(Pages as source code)
+===+

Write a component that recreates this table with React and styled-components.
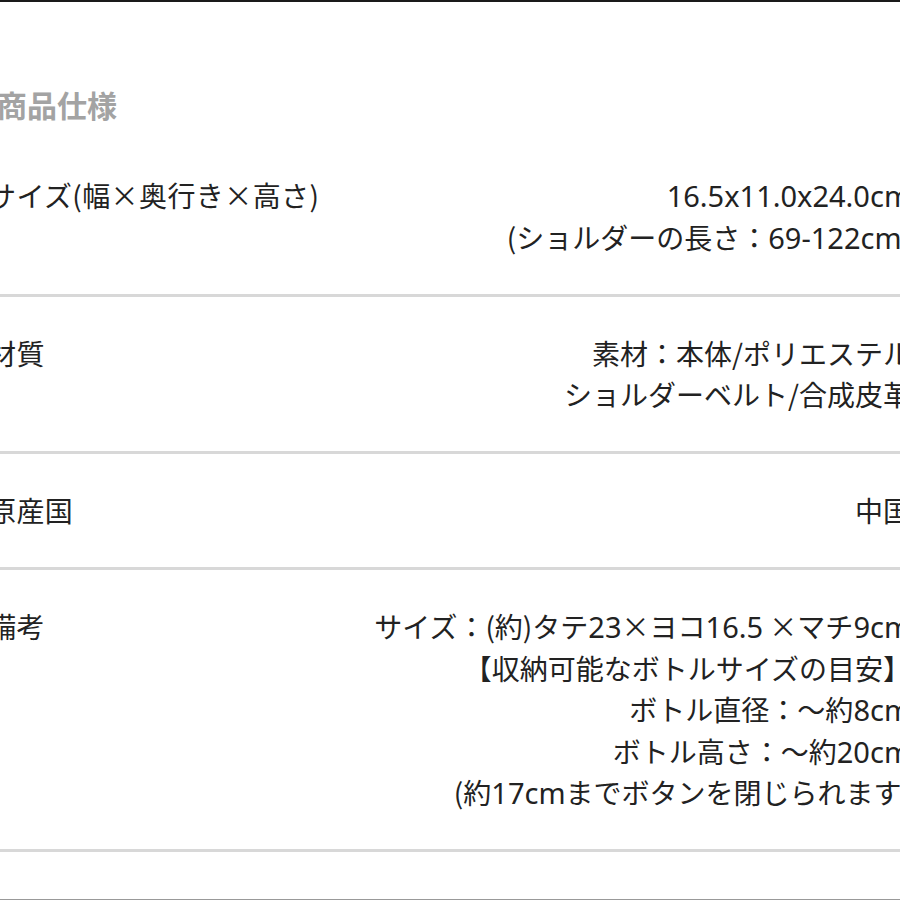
import React from 'react';
import styled, {createGlobalStyle} from 'styled-components';

const GlobalStyle = createGlobalStyle`
    html, body {
        margin: 0;
        padding: 0;
        background: #fff;
        overflow: hidden;
    }
    body {
        font-family: "Noto Sans CJK JP", "Noto Sans", sans-serif;
        color: #222;
    }
`;

const specs = [
    {label: "サイズ(幅×奥行き×高さ)", lines: ["16.5x11.0x24.0cm", "(ショルダーの長さ：69-122cm)"]},
    {label: "材質", lines: ["素材：本体/ポリエステル", "ショルダーベルト/合成皮革"]},
    {label: "原産国", lines: ["中国"]},
    {label: "備考", lines: [
        "サイズ：(約)タテ23×ヨコ16.5 ×マチ9cm",
        "【収納可能なボトルサイズの目安】",
        "ボトル直径：～約8cm",
        "ボトル高さ：～約20cm",
        "(約17cmまでボタンを閉じられます)",
    ]},
];

// digits and latin letters are set in a wider latin face, like the shot
function Text({children}) {
    const parts = children.split(/([0-9A-Za-z.\-]+)/);
    return parts.map((part, i) =>
        i % 2 === 1 ? <Latin key={i}>{part}</Latin> : part
    );
}

export default function App() {
    return (
        <>
            <GlobalStyle/>
            <Page>
                <Sheet>
                    <Title>商品仕様</Title>
                    {specs.map((spec) => (
                        <SpecRow key={spec.label}>
                            <Label>{spec.label}</Label>
                            <Value>
                                {spec.lines.map((line) => (
                                    <Line key={line}><Text>{line}</Text></Line>
                                ))}
                            </Value>
                        </SpecRow>
                    ))}
                </Sheet>
            </Page>
        </>
    );
}

const Page = styled.div`
    width: 900px;
    height: 900px;
    overflow: hidden;
    border-top: 2px solid #1a1a1a;
    border-bottom: 1px solid #999;
    box-sizing: border-box;
`;

// the shot is cropped: text runs a little past both edges
const Sheet = styled.div`
    width: 919px;
    margin-left: -8px;
`;

const Title = styled.h2`
    margin: 0;
    padding: 82px 0 0 5px;
    height: 137px;
    box-sizing: border-box;
    font-size: 30px;
    line-height: 40px;
    font-weight: 700;
    color: #a3a3a3;
`;

const SpecRow = styled.div`
    display: flex;
    justify-content: space-between;
    align-items: flex-start;
    padding: 36px 0 35.5px;
    border-bottom: 3px solid #d8d8d8;
    font-size: 28px;
    line-height: 41.5px;
`;

const Label = styled.div`
    margin-left: -4px;
    letter-spacing: 0.4px;
    white-space: nowrap;
`;

const Value = styled.div`
    display: flex;
    flex-direction: column;
    align-items: flex-end;
    text-align: right;
`;

const Line = styled.span`
    white-space: nowrap;
`;

const Latin = styled.span`
    font-family: "Noto Sans", "Open Sans", sans-serif;
    font-size: 29px;
    line-height: 1;
`;
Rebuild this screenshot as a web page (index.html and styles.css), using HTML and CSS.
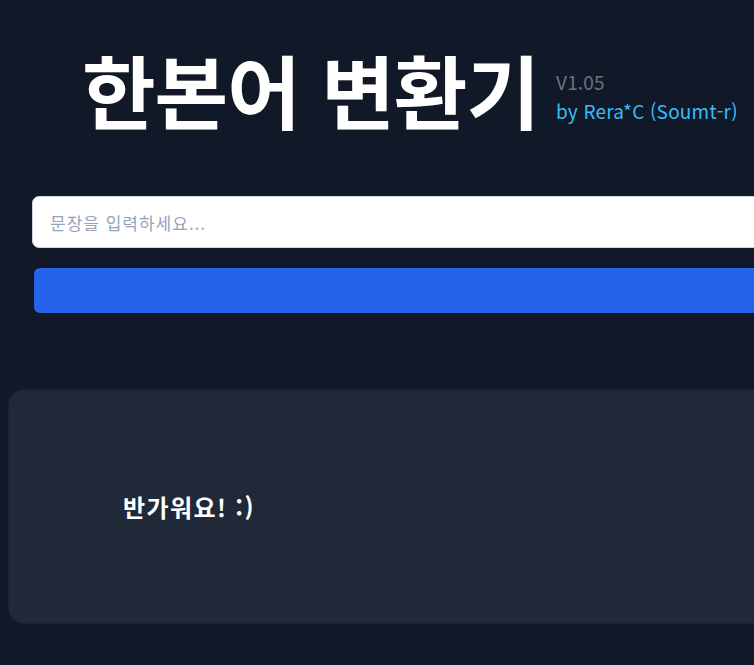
FILE: index.html
```html
<!DOCTYPE html>
<html lang="ko">
<head>
    <meta charset="UTF-8">
    <meta name="viewport" content="width=device-width, initial-scale=1.0">
    <title>한본어 변환기</title>
    <link rel="stylesheet" href="styles.css">
</head>
<body>
    <div class="page">
        <header class="header">
            <h1 class="title">한본어 변환기</h1>
            <div class="meta">
                <span class="version">V1.05</span>
                <span class="author">by Rera*C (Soumt-r)</span>
            </div>
        </header>

        <div class="controls">
            <input type="text" class="text-input" placeholder="문장을 입력하세요...">
            <button class="convert-btn"></button>
        </div>

        <div class="result-card">
            <p class="result-text">반가워요! :)</p>
        </div>
    </div>
</body>
</html>
```

FILE: styles.css
```css
:root {
    --bg: #111827;
    --card: #1f2937;
    --primary: #2563eb;
    --muted: #6b7280;
    --accent: #38bdf8;
}
html, body {
    overflow-x: hidden;
}
body {
    margin: 0;
    background: var(--bg);
    color: white;
    font-family: 'Noto Sans CJK KR', 'Noto Sans', sans-serif;
}
.page {
    width: 920px;
    padding: 0 8px;
}
.header {
    display: flex;
    align-items: center;
    padding: 36px 0 0 74px;
    height: 140px;
    box-sizing: border-box;
}
.title {
    margin: 0;
    font-size: 80px;
    font-weight: 700;
    line-height: 1;
    letter-spacing: -1px;
}
.meta {
    display: flex;
    flex-direction: column;
    margin-left: 17px;
    margin-top: 16px;
    font-size: 19px;
    line-height: 29px;
    letter-spacing: 0.2px;
}
.version {
    color: var(--muted);
}
.author {
    color: var(--accent);
}
.controls {
    display: flex;
    flex-direction: column;
    gap: 19px;
    padding: 56px 0 0 24px;
}
.text-input {
    height: 52px;
    padding: 0 17px;
    border: 1px solid #cbd5e1;
    border-radius: 7px;
    background: white;
    font-family: inherit;
    font-size: 17px;
    letter-spacing: 1px;
    box-sizing: border-box;
}
.text-input::placeholder {
    color: #94a3b8;
}
.convert-btn {
    height: 47px;
    margin-left: 1px;
    border: 1px solid #0b1220;
    border-radius: 7px;
    background: var(--primary);
    cursor: pointer;
}
.result-card {
    display: flex;
    align-items: center;
    height: 235px;
    margin-top: 75px;
    padding-left: 114px;
    border: 1px solid #1a2230;
    border-radius: 16px;
    background: var(--card);
    box-sizing: border-box;
}
.result-text {
    margin: 0;
    font-size: 24px;
    font-weight: 700;
    letter-spacing: 1.4px;
}
```
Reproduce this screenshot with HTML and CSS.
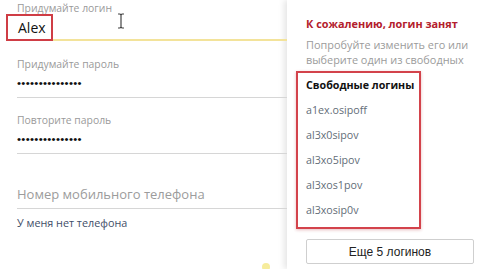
FILE: index.html
```html
<!DOCTYPE html>
<html lang="ru">
<head>
    <meta charset="UTF-8">
    <title>Регистрация</title>
    <link rel="stylesheet" href="styles.css">
</head>
<body>
    <div id="page">
        <div id="form">
            <div class="field login">
                <div class="label">Придумайте логин</div>
                <div class="value">Alex</div>
                <div class="mark"></div>
                <svg class="cursor" width="8" height="16" viewBox="0 0 8 16">
                    <path d="M1 1h2l1 1 1-1h2M4 2v12M1 15h2l1-1 1 1h2" fill="none" stroke="#444" stroke-width="1.2"/>
                </svg>
            </div>
            <div class="field pass">
                <div class="label">Придумайте пароль</div>
                <div class="value dots">•••••••••••••••</div>
            </div>
            <div class="field pass2">
                <div class="label">Повторите пароль</div>
                <div class="value dots">•••••••••••••••</div>
            </div>
            <div class="field phone">
                <div class="value hint">Номер мобильного телефона</div>
            </div>
            <div class="nophone">У меня нет телефона</div>
        </div>
        <div id="popup">
            <div class="title">К сожалению, логин занят</div>
            <div class="sub">Попробуйте изменить его или выберите один из свободных</div>
            <div class="free">
                <div class="head">Свободные логины</div>
                <div class="item">a1ex.osipoff</div>
                <div class="item">al3x0sipov</div>
                <div class="item">al3xo5ipov</div>
                <div class="item">al3xos1pov</div>
                <div class="item">al3xosip0v</div>
            </div>
            <div class="more">Еще 5 логинов</div>
        </div>
    </div>
    <div class="blob"></div>
</body>
</html>
```

FILE: styles.css
```css
*{
    margin: 0;
    padding: 0;
    box-sizing: border-box;
    font-family: 'Open Sans', 'Noto Sans', sans-serif;
}
html,body{
    width: 100%;
    height: 100%;
    overflow: hidden;
    background-color: #fff;
}
#page{
    display: flex;
    width: 480px;
    height: 269px;
}
#form{
    width: 287px;
    padding-left: 17px;
    flex-shrink: 0;
}
.field{
    position: relative;
    border-bottom: 1px solid #d6d6d6;
}
.label{
    font-size: 10.4px;
    line-height: 12px;
    color: #9a9a9a;
}
.value{
    font-size: 14px;
    line-height: 23px;
    color: #111;
}
.dots{
    font-family: 'Liberation Sans', sans-serif;
    font-size: 11.5px;
    line-height: 27px;
    letter-spacing: 0.3px;
}
.login{
    padding-top: 2px;
    border-bottom: 2px solid #f3e39a;
}
.login .value{
    padding-left: 1px;
    padding-top: 2px;
}
.pass{
    margin-top: 17px;
}
.pass2{
    margin-top: 16px;
}
.phone{
    margin-top: 27px;
}
.hint{
    font-size: 13px;
    line-height: 27px;
    color: #9c9c9c;
}
.nophone{
    margin-top: 7px;
    font-size: 10.8px;
    line-height: 14px;
    color: #3f4e68;
}
.mark{
    position: absolute;
    left: -11px;
    top: 14px;
    width: 47px;
    height: 27px;
    border: 2px solid #cf3d45;
}
.cursor{
    position: absolute;
    left: 100px;
    top: 13px;
}
#popup{
    flex: 1;
    padding-top: 17px;
    box-shadow: -3px 0 6px rgba(0,0,0,0.1);
    background-color: #fff;
}
.title{
    padding-left: 19px;
    font-size: 10.9px;
    line-height: 14px;
    font-weight: 700;
    color: #b3202c;
}
.sub{
    margin-top: 6px;
    padding-left: 19px;
    width: 190px;
    font-size: 10.9px;
    line-height: 15px;
    color: #9b9b9b;
}
.free{
    margin-top: 4px;
    margin-left: 9px;
    width: 125px;
    height: 158px;
    padding: 5px 0 0 8px;
    border: 2px solid #d3434b;
    box-shadow: 0 1px 3px rgba(180,40,50,0.3);
}
.head{
    font-size: 10.7px;
    line-height: 14px;
    font-weight: 700;
    color: #111;
    margin-bottom: 6px;
}
.item{
    font-size: 10.7px;
    line-height: 25px;
    color: #636d77;
}
.more{
    margin-top: 10px;
    margin-left: 19px;
    width: 168px;
    height: 25px;
    border: 1px solid #cfcfcf;
    border-radius: 2px;
    display: flex;
    align-items: center;
    justify-content: center;
    font-family: 'Liberation Sans', sans-serif;
    font-size: 12px;
    color: #222;
}
.blob{
    position: absolute;
    left: 262px;
    top: 263px;
    width: 8px;
    height: 8px;
    border-radius: 50%;
    background-color: #f6ec9c;
}
```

+===+

→ **WHAT IS BEING ASKED**
From the entries above, select each line containing the string "screenshot".

→ **FULL OUTPUT**
Rebuild this screenshot as a web page (index.html and styles.css), using HTML and CSS.
Reproduce this screenshot with HTML and CSS.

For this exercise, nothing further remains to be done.